• Set task: Where a line below holds the string "index", copy that line.
## START Data block
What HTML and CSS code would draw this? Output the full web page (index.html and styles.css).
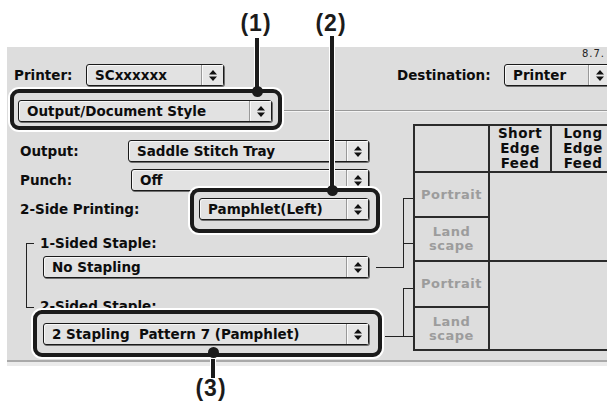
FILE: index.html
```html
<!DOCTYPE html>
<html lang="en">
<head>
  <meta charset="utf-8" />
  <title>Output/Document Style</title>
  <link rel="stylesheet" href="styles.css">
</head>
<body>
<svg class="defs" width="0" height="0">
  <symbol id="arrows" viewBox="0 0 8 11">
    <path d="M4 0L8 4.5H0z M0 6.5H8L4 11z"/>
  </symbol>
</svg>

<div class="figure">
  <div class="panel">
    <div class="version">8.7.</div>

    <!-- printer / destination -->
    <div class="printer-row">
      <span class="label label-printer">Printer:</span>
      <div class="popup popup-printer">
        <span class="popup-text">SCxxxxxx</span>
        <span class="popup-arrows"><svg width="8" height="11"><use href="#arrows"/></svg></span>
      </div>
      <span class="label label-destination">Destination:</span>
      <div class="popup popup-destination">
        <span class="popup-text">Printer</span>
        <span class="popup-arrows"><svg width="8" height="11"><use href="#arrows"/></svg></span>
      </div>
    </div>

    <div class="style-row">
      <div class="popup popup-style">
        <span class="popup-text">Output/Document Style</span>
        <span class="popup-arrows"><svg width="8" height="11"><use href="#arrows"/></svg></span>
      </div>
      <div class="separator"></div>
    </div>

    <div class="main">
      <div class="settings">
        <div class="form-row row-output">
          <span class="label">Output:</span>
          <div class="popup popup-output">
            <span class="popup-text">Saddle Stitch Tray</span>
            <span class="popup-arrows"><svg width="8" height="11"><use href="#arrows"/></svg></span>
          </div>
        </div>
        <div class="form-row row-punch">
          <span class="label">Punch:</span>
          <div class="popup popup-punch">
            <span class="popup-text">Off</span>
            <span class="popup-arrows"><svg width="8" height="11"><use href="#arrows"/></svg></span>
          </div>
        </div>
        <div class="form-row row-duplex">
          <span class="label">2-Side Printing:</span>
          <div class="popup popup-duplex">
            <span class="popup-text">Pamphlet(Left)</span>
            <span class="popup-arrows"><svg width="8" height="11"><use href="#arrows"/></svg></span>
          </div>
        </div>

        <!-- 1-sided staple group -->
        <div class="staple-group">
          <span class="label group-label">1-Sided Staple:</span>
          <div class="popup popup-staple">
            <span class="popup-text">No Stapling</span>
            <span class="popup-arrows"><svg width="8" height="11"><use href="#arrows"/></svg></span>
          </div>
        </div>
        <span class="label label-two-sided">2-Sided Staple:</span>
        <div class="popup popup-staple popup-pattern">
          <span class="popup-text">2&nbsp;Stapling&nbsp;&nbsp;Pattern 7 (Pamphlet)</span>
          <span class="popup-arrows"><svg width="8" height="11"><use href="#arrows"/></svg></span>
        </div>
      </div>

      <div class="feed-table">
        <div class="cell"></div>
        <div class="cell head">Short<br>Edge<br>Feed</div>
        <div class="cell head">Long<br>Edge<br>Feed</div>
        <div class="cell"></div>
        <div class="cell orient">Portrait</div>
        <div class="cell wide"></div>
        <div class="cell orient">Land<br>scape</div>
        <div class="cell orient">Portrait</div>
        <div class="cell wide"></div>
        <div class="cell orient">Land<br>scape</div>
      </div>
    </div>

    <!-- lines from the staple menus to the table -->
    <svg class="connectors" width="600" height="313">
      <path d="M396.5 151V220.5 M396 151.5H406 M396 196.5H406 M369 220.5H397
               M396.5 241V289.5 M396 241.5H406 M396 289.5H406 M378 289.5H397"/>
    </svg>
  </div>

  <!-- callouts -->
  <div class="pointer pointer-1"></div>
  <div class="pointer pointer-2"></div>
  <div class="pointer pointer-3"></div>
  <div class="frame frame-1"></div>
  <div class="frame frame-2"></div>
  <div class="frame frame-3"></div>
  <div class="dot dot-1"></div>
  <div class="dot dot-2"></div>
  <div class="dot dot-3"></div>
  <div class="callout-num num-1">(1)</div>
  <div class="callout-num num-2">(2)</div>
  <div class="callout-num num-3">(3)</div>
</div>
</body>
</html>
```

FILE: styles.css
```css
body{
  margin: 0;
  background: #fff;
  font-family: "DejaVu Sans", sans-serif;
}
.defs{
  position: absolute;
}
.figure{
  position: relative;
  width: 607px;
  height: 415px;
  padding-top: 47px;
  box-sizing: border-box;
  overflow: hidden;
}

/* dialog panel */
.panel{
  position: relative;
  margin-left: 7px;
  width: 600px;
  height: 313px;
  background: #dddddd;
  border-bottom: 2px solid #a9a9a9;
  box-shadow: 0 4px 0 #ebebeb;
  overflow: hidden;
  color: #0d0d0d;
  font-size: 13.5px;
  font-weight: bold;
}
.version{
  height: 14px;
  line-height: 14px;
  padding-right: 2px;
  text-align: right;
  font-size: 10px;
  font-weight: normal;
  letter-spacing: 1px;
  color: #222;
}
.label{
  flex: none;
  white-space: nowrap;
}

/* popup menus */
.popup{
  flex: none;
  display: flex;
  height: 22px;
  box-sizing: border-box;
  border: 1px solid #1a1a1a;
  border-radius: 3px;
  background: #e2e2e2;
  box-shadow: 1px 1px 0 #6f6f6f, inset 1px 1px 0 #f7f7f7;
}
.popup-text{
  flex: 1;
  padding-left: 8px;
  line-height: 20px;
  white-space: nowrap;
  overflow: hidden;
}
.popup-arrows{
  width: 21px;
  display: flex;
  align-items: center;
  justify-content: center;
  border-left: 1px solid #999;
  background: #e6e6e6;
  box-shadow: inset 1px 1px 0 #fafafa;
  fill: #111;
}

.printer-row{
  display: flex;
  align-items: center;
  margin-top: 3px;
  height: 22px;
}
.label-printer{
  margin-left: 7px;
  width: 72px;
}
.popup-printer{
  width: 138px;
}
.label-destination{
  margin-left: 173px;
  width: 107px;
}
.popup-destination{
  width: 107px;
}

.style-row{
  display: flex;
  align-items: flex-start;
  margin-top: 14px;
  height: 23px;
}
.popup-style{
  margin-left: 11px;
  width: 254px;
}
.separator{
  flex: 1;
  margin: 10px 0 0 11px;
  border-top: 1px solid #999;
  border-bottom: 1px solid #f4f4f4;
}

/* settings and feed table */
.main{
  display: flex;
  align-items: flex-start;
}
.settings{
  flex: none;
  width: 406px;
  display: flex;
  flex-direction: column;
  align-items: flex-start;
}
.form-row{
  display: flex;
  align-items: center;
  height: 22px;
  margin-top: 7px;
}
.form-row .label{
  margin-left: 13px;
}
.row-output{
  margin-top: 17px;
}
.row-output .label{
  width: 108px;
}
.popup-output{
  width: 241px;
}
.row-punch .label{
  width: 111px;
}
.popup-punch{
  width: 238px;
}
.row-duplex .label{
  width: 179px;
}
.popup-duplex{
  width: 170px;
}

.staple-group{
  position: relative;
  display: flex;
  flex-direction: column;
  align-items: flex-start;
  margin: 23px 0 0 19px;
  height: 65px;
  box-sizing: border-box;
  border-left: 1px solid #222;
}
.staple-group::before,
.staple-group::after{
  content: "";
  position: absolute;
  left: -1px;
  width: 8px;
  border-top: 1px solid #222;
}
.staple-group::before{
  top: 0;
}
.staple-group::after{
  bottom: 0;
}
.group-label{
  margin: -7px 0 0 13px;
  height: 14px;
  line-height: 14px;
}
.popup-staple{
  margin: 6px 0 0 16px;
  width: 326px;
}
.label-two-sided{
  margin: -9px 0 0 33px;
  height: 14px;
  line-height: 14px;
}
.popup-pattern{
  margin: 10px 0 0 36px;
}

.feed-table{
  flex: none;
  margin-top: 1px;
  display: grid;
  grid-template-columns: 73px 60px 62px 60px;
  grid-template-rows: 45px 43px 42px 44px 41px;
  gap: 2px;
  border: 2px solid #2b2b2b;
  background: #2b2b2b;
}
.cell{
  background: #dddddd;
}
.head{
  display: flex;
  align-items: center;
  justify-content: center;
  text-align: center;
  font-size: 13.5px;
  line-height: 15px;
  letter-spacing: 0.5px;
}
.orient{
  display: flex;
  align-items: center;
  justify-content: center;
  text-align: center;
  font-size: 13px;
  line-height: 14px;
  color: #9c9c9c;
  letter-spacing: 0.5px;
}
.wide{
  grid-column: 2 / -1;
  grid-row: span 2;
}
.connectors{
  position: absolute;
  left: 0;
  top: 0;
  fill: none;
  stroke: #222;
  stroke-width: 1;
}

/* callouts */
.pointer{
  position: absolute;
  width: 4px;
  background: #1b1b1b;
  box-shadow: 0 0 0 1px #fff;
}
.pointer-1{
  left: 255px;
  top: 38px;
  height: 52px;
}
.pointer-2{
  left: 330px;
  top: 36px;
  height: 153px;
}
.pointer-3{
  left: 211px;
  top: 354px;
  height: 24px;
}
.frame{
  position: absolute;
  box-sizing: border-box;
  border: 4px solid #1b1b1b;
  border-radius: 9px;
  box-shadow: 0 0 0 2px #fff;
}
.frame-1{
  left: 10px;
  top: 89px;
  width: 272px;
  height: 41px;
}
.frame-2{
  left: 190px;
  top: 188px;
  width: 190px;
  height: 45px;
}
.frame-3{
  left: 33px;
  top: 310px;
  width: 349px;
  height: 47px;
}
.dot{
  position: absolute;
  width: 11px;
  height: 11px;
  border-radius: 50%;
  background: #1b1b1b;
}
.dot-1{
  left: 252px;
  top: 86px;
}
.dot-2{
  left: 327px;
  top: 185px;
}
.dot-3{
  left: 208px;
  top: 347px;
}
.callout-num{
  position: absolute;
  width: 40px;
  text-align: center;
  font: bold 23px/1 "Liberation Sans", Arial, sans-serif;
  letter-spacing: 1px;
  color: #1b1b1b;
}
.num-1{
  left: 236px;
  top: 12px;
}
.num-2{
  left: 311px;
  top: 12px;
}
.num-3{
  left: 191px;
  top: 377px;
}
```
## END Data block
• Complete answer:
What HTML and CSS code would draw this? Output the full web page (index.html and styles.css).
FILE: index.html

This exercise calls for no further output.